The Guardian, le 6 novembre 2022
La plus grande grève des infirmières de l’histoire du NHS (Service national de la santé) devrait avoir lieu avant Noël, la grande majorité des 300,000 membres du Royal College of Nursing devant avoir voté pour une grève, lorsque les résultats du scrutin national seront divulgués la semaine prochaine.
Une inflation à deux chiffres et une compression salariale qui dure depuis une décennie ont créé les conditions d’une série de conflits amers. Avec le nouveau chancelier, Jeremy Hunt, qui ne prévoit que 2% en moyenne d’augmentation de salaire dans le secteur public, qui est fortement syndiqué, le gouvernement semble prêt à une collision frontale avec ses travailleurs et les travailleuses.
« S’il y a une grève à grande échelle dans les mois à venir, le gouvernement n’a qu’à s’en prendre à lui-même », a déclaré Frances O’Grady, secrétaire générale du TUC (la centrale syndicale). « Plutôt que de se mettre autour de la table, il se bat avec les syndicats et les travailleurs. »
L’analyse du Guardian des données fournies par 16 grands syndicats soutient l’idée que le Royaume-Uni pourrait être confronté à la vague d’actions revendicatives la plus importante depuis des décennies.
Près de 1,7 million de travailleurs et de travailleuses, pour la plupart dans le secteur public, sont soit en train de voter ce mois-ci, soit ils et elles ont déjà voté en faveur d’arrêts de travail. (Une fois qu’un tel vote a eu lieu, le syndicat a le mandat de déclencher une grève pendant six mois.)
Si toutes ces personnes votaient en faveur de la grève et menaient une action de deux jours au cours du même mois, cela entraînerait la perte de 3,4 millions de journées de travail, le mois le plus perturbé depuis septembre 1979, lorsque Margaret Thatcher a pris le pouvoir après « l’hiver de mécontentement ».

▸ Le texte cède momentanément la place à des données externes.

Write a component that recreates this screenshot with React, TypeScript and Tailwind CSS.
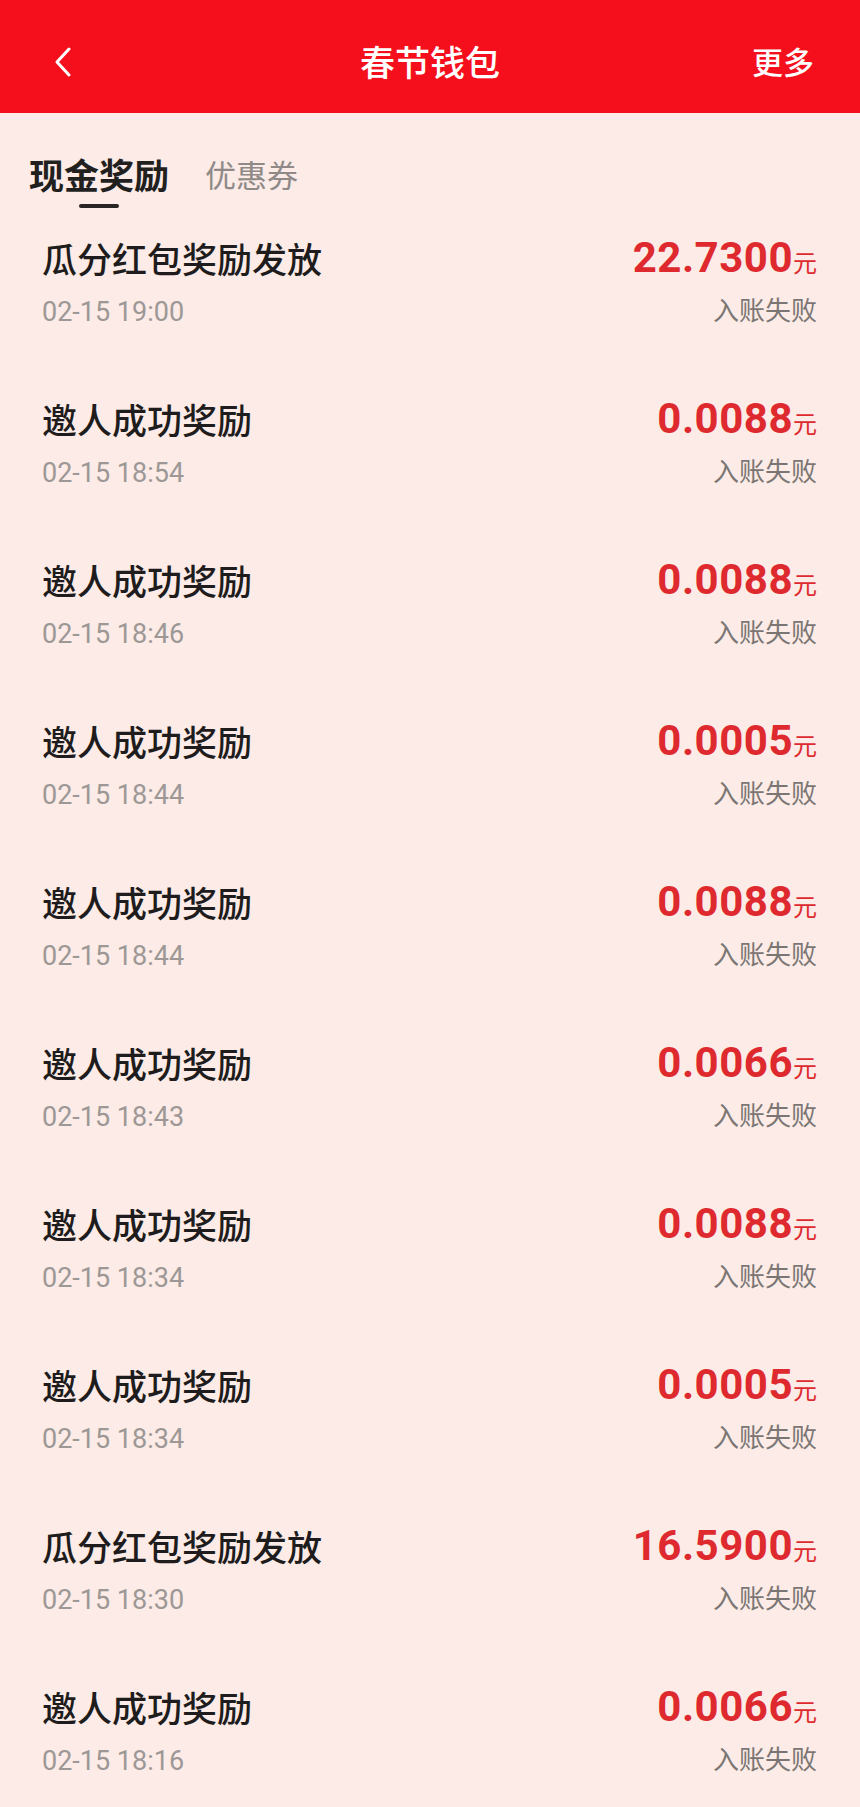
import React from 'react';

interface Record {
  title: string;
  time: string;
  amount: string;
}

const records: Record[] = [
  { title: '瓜分红包奖励发放', time: '02-15 19:00', amount: '22.7300' },
  { title: '邀人成功奖励', time: '02-15 18:54', amount: '0.0088' },
  { title: '邀人成功奖励', time: '02-15 18:46', amount: '0.0088' },
  { title: '邀人成功奖励', time: '02-15 18:44', amount: '0.0005' },
  { title: '邀人成功奖励', time: '02-15 18:44', amount: '0.0088' },
  { title: '邀人成功奖励', time: '02-15 18:43', amount: '0.0066' },
  { title: '邀人成功奖励', time: '02-15 18:34', amount: '0.0088' },
  { title: '邀人成功奖励', time: '02-15 18:34', amount: '0.0005' },
  { title: '瓜分红包奖励发放', time: '02-15 18:30', amount: '16.5900' },
  { title: '邀人成功奖励', time: '02-15 18:16', amount: '0.0066' },
];

const RecordRow: React.FC<{ item: Record }> = ({ item }) => (
  <div className="flex h-[161px] shrink-0 items-start justify-between pl-[42px] pr-[43px]">
    <div className="flex flex-col">
      <span className="text-[35px] leading-[40px] font-medium text-[#1e1c1c]">{item.title}</span>
      <span className="mt-[18px] font-['Roboto','Noto_Sans_CJK_SC',sans-serif] text-[27px] leading-[32px] text-[#9d9896]">
        {item.time}
      </span>
    </div>
    <div className="flex flex-col items-end">
      <span className="flex items-baseline leading-[40px] text-[#de2a2f]">
        <span className="font-['Roboto',sans-serif] text-[42px] font-bold tracking-[0.5px]">{item.amount}</span>
        <span className="text-[24px]">元</span>
      </span>
      <span className="mt-[12px] text-[26px] leading-[30px] text-[#7b7674]">入账失败</span>
    </div>
  </div>
);

export default function App() {
  return (
    <div className="flex h-[1807px] w-full flex-col overflow-hidden bg-[#fcebe6] font-['Noto_Sans_CJK_SC',sans-serif]">
      {/* top bar */}
      <div className="relative flex h-[113px] shrink-0 items-center justify-between bg-[#f50f1d] pt-[10px] pl-[54px] pr-[46px] text-white">
        <button className="flex h-[30px] w-[20px] items-center">
          <svg width="18" height="30" viewBox="0 0 18 30" fill="none">
            <polyline points="15,2 3,15 15,28" stroke="#fff" strokeWidth="3" strokeLinecap="round" strokeLinejoin="round" />
          </svg>
        </button>
        <span className="absolute left-1/2 top-[10px] flex h-[103px] -translate-x-1/2 items-center text-[35px] font-medium">
          春节钱包
        </span>
        <span className="text-[31px] font-medium">更多</span>
      </div>

      {/* tabs */}
      <div className="flex shrink-0 items-start gap-[36px] pt-[41px] pl-[29px]">
        <div className="flex flex-col items-center">
          <span className="text-[35px] leading-[40px] font-bold text-[#221f1f]">现金奖励</span>
          <span className="mt-[10px] h-[4px] w-[40px] rounded-full bg-[#2a2525]" />
        </div>
        <span className="text-[31px] leading-[40px] text-[#8f8a88]">优惠券</span>
      </div>

      {/* list */}
      <div className="mt-[30px] flex flex-col">
        {records.map((r, i) => (
          <RecordRow key={i} item={r} />
        ))}
      </div>
    </div>
  );
}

Les données recueillies par le Bureau de statistiques nationales (ONS) montrent que lorsque les travailleurs et les travailleuses sont sorti.e.s en grève cette année-là, un étonnant 11,7 millions de jours ont été perdus en un seul mois.
La dernière fois que plus de 2 millions de journées de travail ont été perdues à cause d’actions syndicales en un mois remonte à juillet 1989, lorsque 2,42 millions de travailleurs et travailleuses des chemins de fer, des métros et des administrations locales étaient tous et toutes en grève. Avant cela, c’était en novembre 1984, sous le mandat de premier ministre de Margaret Thatcher, quand la grève des mineurs faisait rage.
Selon le professeur Michael Jacobs de l’Université de Sheffield, les gens travaillent beaucoup plus dur. Ils et elles travaillent plus intensément et en ont plus marre.
Lors du congrès annuel du Congrès des syndicats à Brighton le mois dernier, alors que le mandat catastrophique de Liz Truss prenait fin, l’ambiance était au défi, associée à la consternation face aux pressions du coût de la vie auxquelles sont confronté.e.s de nombreux travailleurs, nombreuses travailleuses mal rémunéré.e.s.
Presque chaque secrétaire général.e. d’un syndicat a parlé d’un vote de grève imminent ou déjà en cours. Beaucoup d’entre eux et elles se trouvent dans des services publics clés - des infirmières et du personnel de soutien scolaire, des enseignants, des sages-femmes et des fonctionnaires de première ligne qui se préparent tous et toutes à agir.
La compression des salaires dans le secteur public a été utilisée à plusieurs reprises comme outil d’austérité au cours des 12 dernières années. George Osborne, en tant que chancelier, a imposé un gel des salaires de 2011 à 2013, suivi d’un plafond de 1% qui a duré encore quatre ans, jusqu’en 2017. Rishi Sunak a imposé un autre gel aux travailleurs et travailleuses du secteur public pendant la pandémie.
Selon l’Institut des études fiscales (IFS), le salaire moyen du secteur public est aujourd’hui inférieur de 4% à ce qu’il était en 2007, une fois l’inflation prise en compte.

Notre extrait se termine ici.